Nas controvérsias doutrinais dos séculos V, VI e VII se tratava, em última instância, de assegurar o dogma fundamental do cristianismo: "Cristo é o Senhor, Cristo é Deus" e, com isto, a redenção. A questão resulta em Nicéia e a base de tudo. Por isso, porque dela se deduzem logicamente todas as resoluções dos concílios posteriores, as últimas heresias do monotelismo no século VII, se bem que se reflete, voltam a levar gradualmente ao arianismo. As definições da Igreja foram umas das várias formas de ir salvaguardando o núcleo da verdade cristã e só elas tem impedido a interpretação unilateral (e, conseqüentemente, herética) e o empobrecimento do conteúdo da revelação, guardando para nós íntegro o depósito desta revelação.
2. Em resumo: tudo isto significa que a formulação dos dogmas não somente não representa uma rigidez teórica do cristianismo, senão que, muito ao contrário, é do máximo valor religioso. Para compreendê-lo em um exemplo vivo, basta olhar a um homem tão eminentemente religioso como o grande Santo Atanásios. Esteve no centro da luta e soube muito bem o que estava em jogo; preferiu deixar-se destituir cinco vezes de sua importante sede episcopal que renunciar à fórmula por ele defendida! Pois esta fórmula era muito mais que uma fórmula: continha a verdadeira doutrina da salvação.

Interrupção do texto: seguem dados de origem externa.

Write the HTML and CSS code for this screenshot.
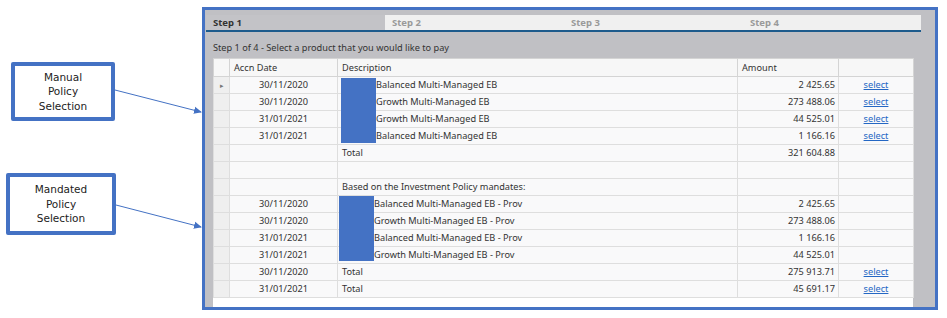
FILE: index.html
```html
<!DOCTYPE html>
<html lang="en">
<head>
  <meta charset="UTF-8" />
  <title>Policy payment - Step 1</title>
  <link rel="stylesheet" href="styles.css">
</head>
<body>
<div class="page">

  <!-- callouts on the left -->
  <div class="notes">
    <div class="note note-manual">Manual<br>Policy<br>Selection</div>
    <div class="note note-mandated">Mandated<br>Policy<br>Selection</div>
  </div>

  <!-- the captured wizard -->
  <div class="frame">
    <div class="tabs">
      <div class="tab active">Step 1</div>
      <div class="tab">Step 2</div>
      <div class="tab">Step 3</div>
      <div class="tab">Step 4</div>
    </div>
    <div class="hint">Step 1 of 4 - Select a product that you would like to pay</div>

    <div class="grid-panel">
      <table class="grid">
        <colgroup>
          <col class="c-head"><col class="c-date"><col class="c-desc"><col class="c-amt"><col class="c-sel">
        </colgroup>
        <thead>
          <tr><th></th><th>Accn Date</th><th>Description</th><th>Amount</th><th></th></tr>
        </thead>
        <tbody>
          <tr><td class="rh"><span class="cur">&#9656;</span></td><td class="date">30/11/2020</td><td class="desc masked">Balanced Multi-Managed EB</td><td class="amt">2 425.65</td><td class="sel"><a href="#">select</a></td></tr>
          <tr><td class="rh"></td><td class="date">30/11/2020</td><td class="desc masked">Growth Multi-Managed EB</td><td class="amt">273 488.06</td><td class="sel"><a href="#">select</a></td></tr>
          <tr><td class="rh"></td><td class="date">31/01/2021</td><td class="desc masked">Growth Multi-Managed EB</td><td class="amt">44 525.01</td><td class="sel"><a href="#">select</a></td></tr>
          <tr><td class="rh"></td><td class="date">31/01/2021</td><td class="desc masked">Balanced Multi-Managed EB</td><td class="amt">1 166.16</td><td class="sel"><a href="#">select</a></td></tr>
          <tr><td class="rh"></td><td class="date"></td><td class="desc">Total</td><td class="amt">321 604.88</td><td class="sel"></td></tr>
          <tr><td class="rh"></td><td class="date"></td><td class="desc"></td><td class="amt"></td><td class="sel"></td></tr>
          <tr><td class="rh"></td><td class="date"></td><td class="desc">Based on the Investment Policy mandates:</td><td class="amt"></td><td class="sel"></td></tr>
          <tr><td class="rh"></td><td class="date">30/11/2020</td><td class="desc masked-b">Balanced Multi-Managed EB - Prov</td><td class="amt">2 425.65</td><td class="sel"></td></tr>
          <tr><td class="rh"></td><td class="date">30/11/2020</td><td class="desc masked-b">Growth Multi-Managed EB - Prov</td><td class="amt">273 488.06</td><td class="sel"></td></tr>
          <tr><td class="rh"></td><td class="date">31/01/2021</td><td class="desc masked-b">Balanced Multi-Managed EB - Prov</td><td class="amt">1 166.16</td><td class="sel"></td></tr>
          <tr><td class="rh"></td><td class="date">31/01/2021</td><td class="desc masked-b">Growth Multi-Managed EB - Prov</td><td class="amt">44 525.01</td><td class="sel"></td></tr>
          <tr><td class="rh"></td><td class="date">30/11/2020</td><td class="desc">Total</td><td class="amt">275 913.71</td><td class="sel"><a href="#">select</a></td></tr>
          <tr><td class="rh"></td><td class="date">31/01/2021</td><td class="desc">Total</td><td class="amt">45 691.17</td><td class="sel"><a href="#">select</a></td></tr>
        </tbody>
      </table>
      <!-- policy numbers blanked out -->
      <div class="redact redact-a"></div>
      <div class="redact redact-b"></div>
    </div>
  </div>

  <svg class="arrows" width="947" height="318" viewBox="0 0 947 318">
    <defs>
      <marker id="head" markerWidth="8" markerHeight="8" refX="7" refY="4" orient="auto" markerUnits="userSpaceOnUse">
        <path d="M0,0.5 L8,4 L0,7.5 Z" fill="#4472c4" />
      </marker>
    </defs>
    <line x1="115" y1="90" x2="201" y2="112" stroke="#4472c4" stroke-width="1" marker-end="url(#head)" />
    <line x1="116" y1="205" x2="201" y2="227" stroke="#4472c4" stroke-width="1" marker-end="url(#head)" />
  </svg>
</div>
</body>
</html>
```

FILE: styles.css
```css
body {
  margin: 0;
  background: #fff;
  font-family: "Noto Sans", "Open Sans", sans-serif;
  color: #333;
}

.page {
  position: relative;
  display: flex;
  width: 947px;
  height: 318px;
}

/* callouts */
.notes {
  width: 202px;
  flex: none;
  display: flex;
  flex-direction: column;
  padding-top: 62px;
  box-sizing: border-box;
}
.note {
  box-sizing: border-box;
  border: 4px solid #4472c4;
  border-radius: 2px;
  display: flex;
  align-items: center;
  justify-content: center;
  text-align: center;
  font-family: "DejaVu Sans", sans-serif;
  font-size: 10.5px;
  line-height: 14.5px;
  color: #222;
}
.note-manual {
  margin-left: 11px;
  width: 104px;
  height: 59px;
}
.note-mandated {
  margin-left: 6px;
  margin-top: 52px;
  width: 110px;
  height: 62px;
}

.arrows {
  position: absolute;
  left: 0;
  top: 0;
  pointer-events: none;
}

/* window */
.frame {
  margin-top: 7px;
  width: 736px;
  height: 303px;
  box-sizing: border-box;
  border: 3px solid #4472c4;
  background: #c0c0c4;
  display: flex;
  flex-direction: column;
  padding: 5px 14px 0 1px;
}

.tabs {
  display: flex;
  height: 17px;
  box-sizing: border-box;
  border-bottom: 2px solid #1d5b8c;
  background: #f0f0f0;
}
.tab {
  width: 179px;
  box-sizing: border-box;
  padding-left: 7px;
  font-size: 9.5px;
  font-weight: bold;
  line-height: 15px;
  color: #9a9a9a;
}
.tab:last-child {
  width: 178px;
}
.tab.active {
  background: #c3c3c7;
  color: #333;
}

.hint {
  height: 26px;
  box-sizing: border-box;
  padding: 9px 0 0 7px;
  font-size: 9.2px;
  line-height: 14px;
  color: #333;
}

.grid-panel {
  position: relative;
  flex: 1;
  margin-left: 7px;
  width: 700px;
  background: #fff;
}

.grid {
  width: 700px;
  border-collapse: collapse;
  table-layout: fixed;
  font-size: 9.2px;
}
.c-head { width: 16px; }
.c-date { width: 108px; }
.c-desc { width: 400px; }
.c-amt { width: 101px; }
.c-sel { width: 75px; }

.grid th {
  height: 17px;
  padding: 0 4px;
  text-align: left;
  font-weight: normal;
  background: #f7f7f7;
  border: 1px solid #d4d4d4;
  white-space: nowrap;
}
.grid td {
  height: 16px;
  padding: 0 4px;
  background: #f9f9fa;
  border: 1px solid #dedede;
  white-space: nowrap;
  line-height: 14px;
}
.grid td.rh {
  background: #efefef;
  padding: 0;
  text-align: center;
}
.cur {
  font-size: 7px;
  color: #777;
}
.grid td.date {
  text-align: center;
}
.grid td.amt {
  text-align: right;
  padding-right: 3px;
}
.grid td.sel {
  text-align: center;
}
.grid td.masked {
  padding-left: 38px;
}
.grid td.masked-b {
  padding-left: 36px;
}
.sel a {
  color: #2467c4;
  text-decoration: underline;
}

.redact {
  position: absolute;
  width: 35px;
  height: 65px;
  background: #4472c4;
}
.redact-a {
  left: 128px;
  top: 20px;
}
.redact-b {
  left: 126px;
  top: 138px;
}
```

Tudo isto, contudo, não dá pé para negar o perigo de endurecimento que se esconde na formulação dos dogmas nem a implícita tentação de crer-se em possessão da razão, ou de tachar de hereges aos adversários pessoais, ou de cultivar uma perigosa teologia silogística. Nas aberrações das controvérsias mencionadas, fortemente influídas, inclusive principalmente influídas pela política, o egoísmo e o ódio, radica a realidade destes perigos. Tal coisa não se compagina com o espírito da boa nova de Jesus. A pouco, em nome da verdade e de uma forma ergotismo, o amor fraterno foi lesionado profundamente e, com isto, ficou debilitada a força da pregação do cristianismo. As controvérsias das lutas cristológicas dos séculos V e VI, na realidade, desagregaram consideravelmente o cristianismo, por exemplo, na Ásia Menor e no Egito, preparando assim sua derrota para o Islam.

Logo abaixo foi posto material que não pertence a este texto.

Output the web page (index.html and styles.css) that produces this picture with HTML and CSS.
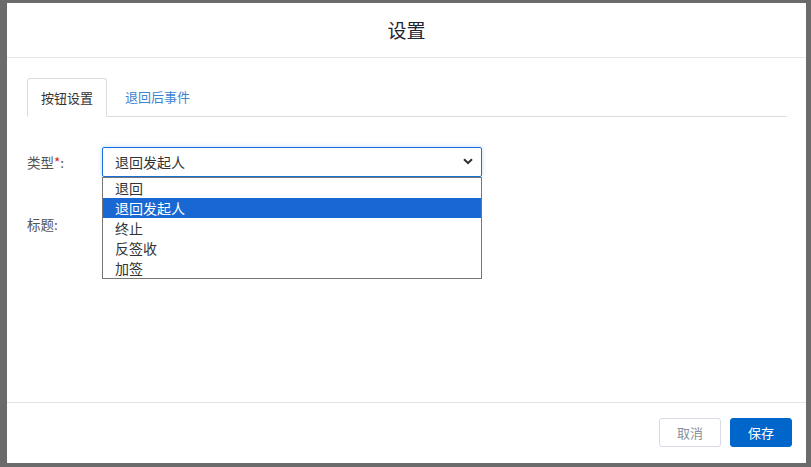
FILE: index.html
```html
<!DOCTYPE html>
<html lang="zh-CN">
<head>
<meta charset="utf-8">
<title>设置</title>
<link rel="stylesheet" href="styles.css">
</head>
<body>
<div class="modal">
  <div class="modal-header">设置</div>
  <div class="modal-body">
    <div class="tabs">
      <div class="tab active">按钮设置</div>
      <div class="tab">退回后事件</div>
    </div>
    <div class="form">
      <div class="row">
        <div class="label">类型<span class="req">*</span>:</div>
        <div class="select-wrap">
          <div class="select">
            <span>退回发起人</span>
            <svg class="chev" width="10" height="7" viewBox="0 0 10 7"><path d="M1 1.2 L5 5 L9 1.2" fill="none" stroke="#333" stroke-width="2"/></svg>
          </div>
          <div class="dropdown">
            <div class="opt">退回</div>
            <div class="opt sel">退回发起人</div>
            <div class="opt">终止</div>
            <div class="opt">反签收</div>
            <div class="opt">加签</div>
          </div>
        </div>
      </div>
      <div class="row">
        <div class="label">标题:</div>
      </div>
    </div>
  </div>
  <div class="modal-footer">
    <button class="btn btn-cancel">取消</button>
    <button class="btn btn-primary">保存</button>
  </div>
</div>
</body>
</html>
```
FILE: styles.css
```css
* { box-sizing: border-box; }
html, body { margin: 0; padding: 0; }
body {
  background: #6b6b6b;
  width: 811px;
  height: 467px;
  overflow: hidden;
  font-family: "Microsoft YaHei", "Noto Sans CJK SC", "Noto Sans", sans-serif;
  padding: 3px 5px 0 7px;
}
.modal {
  width: 799px;
  height: 460px;
  background: #fff;
  display: flex;
  flex-direction: column;
}
.modal-header {
  height: 55px;
  border-bottom: 1px solid #e6e6ea;
  display: flex;
  align-items: center;
  justify-content: center;
  font-size: 19px;
  color: #1d2536;
  padding-bottom: 2px;
  flex: none;
}
.modal-body {
  flex: 1;
  padding: 20px 19px 0 20px;
}
.tabs {
  display: flex;
  border-bottom: 1px solid #dcdcdc;
  height: 39px;
}
.tab {
  height: 38px;
  padding: 0 15px 0 15px;
  font-size: 13px;
  line-height: 38px;
  color: #3d85d1;
}
.tab.active {
  color: #333;
  border: 1px solid #dcdcdc;
  border-bottom: 1px solid #fff;
  border-radius: 3px 3px 0 0;
  height: 39px;
  width: 80px;
  padding: 0 0 0 0;
  text-align: center;
}
.tab + .tab { padding-left: 18px; }
.form {
  padding-top: 30px;
}
.row {
  display: flex;
  align-items: center;
  height: 29px;
  margin-bottom: 33px;
}
.label {
  width: 75px;
  font-size: 13.5px;
  color: #555;
}
.req { color: #e02020; }
.select-wrap {
  position: relative;
  width: 380px;
}
.select {
  height: 30px;
  border: 1px solid #1a6ed8;
  border-radius: 2px;
  box-shadow: 0 0 5px rgba(26, 110, 216, 0.25);
  display: flex;
  align-items: center;
  justify-content: space-between;
  padding: 0 8px 0 12px;
  font-size: 14px;
  color: #333;
}
.chev { display: block; }
.dropdown {
  position: absolute;
  left: 0;
  top: 30px;
  width: 380px;
  border: 1px solid #767676;
  background: #fff;
  z-index: 5;
}
.opt {
  height: 20px;
  line-height: 20px;
  padding-left: 12px;
  font-size: 14px;
  color: #333;
}
.opt.sel {
  background: #1967d2;
  color: #fff;
}
.modal-footer {
  height: 61px;
  border-top: 1px solid #e3e3e6;
  flex: none;
  display: flex;
  justify-content: flex-end;
  align-items: flex-start;
  padding: 15px 14px 0 0;
  gap: 9px;
}
.btn {
  height: 29px;
  width: 62px;
  border-radius: 3px;
  font-family: inherit;
  font-size: 13px;
  padding: 0;
  cursor: pointer;
}
.btn-cancel {
  background: #fff;
  border: 1px solid #d6dbe5;
  color: #8a8f99;
}
.btn-primary {
  background: #0066cc;
  border: 1px solid #0066cc;
  color: #fff;
}
```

Este violento conflito nos obriga a reconhecer em que consiste tão elevada missão: em que toda afirmação e todo conhecimento estejam impregnados pelo amor, que a "verdade seja dita com caridade" (Ef 4:15).
3. A história é complexa por sua própria natureza. A necessidade, a utilidade e os efeitos nocivos andam muito unidos a ela, inclusive entre - mesclados. De fato, todas as doutrinas condenadas —arianismo, nestorianismo, monofisismo — chegaram a cobrar tanta importância como co-determinantes do quadro histórico-eclesiástico (aparte do político-cultural) de uma forma direta ou indireta (islamismo), que tem que considerá-las essenciais no conjunto da vida eclesiástica da Antigüidade e dos tempos seguintes.

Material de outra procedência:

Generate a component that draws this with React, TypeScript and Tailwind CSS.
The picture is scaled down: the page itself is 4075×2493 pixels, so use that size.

É que não houve então autêntica unidade na Igreja, tal como pretendem as novas teses protestantes? Citamos algumas considerações para completar nossas anteriores comprovações (cf. § 15). A unidade dos discípulos de Jesus nunca foi absoluta no sentido numérico, como se vê nos evangelhos, nos Atos dos Apóstolos e em todos os séculos da história eclesiástica. Mas: 1) a unidade do corpo místico do Senhor, ou seja, da Igreja, nunca foi nem pode ser aditiva, formada pela soma das partes homogêneas individuais e, portanto, susceptível, por assim dizer, de comprovação aritmética; foi e é uma unidade viva e orgânica. 2) Semelhante unidade se baseia na unidade de seu princípio vital; este é Jesus Cristo, e com Ele a autoridade por Ele instituída. Aqui se posa o problema da sucessão apostólica dos bispos e do primado de Pedro. O princípio da unidade da Igreja é a unidade da doutrina e a conservação da sucessão Apostólica. 3) Mas o que acaba com todo fundamento dessa moderna tese, ainda no caso de que metodicamente se ponha entre parênteses o reconhecimento do primado de Pedro, é o seguinte: em todos os cismas e direções autônomas que temos examinado não há nenhum impulso relativista. Todas as fórmulas, seja qual for seu conteúdo, partiram do suposto de que só havia uma doutrina verdadeira, e trataram precisamente de assegurá-la.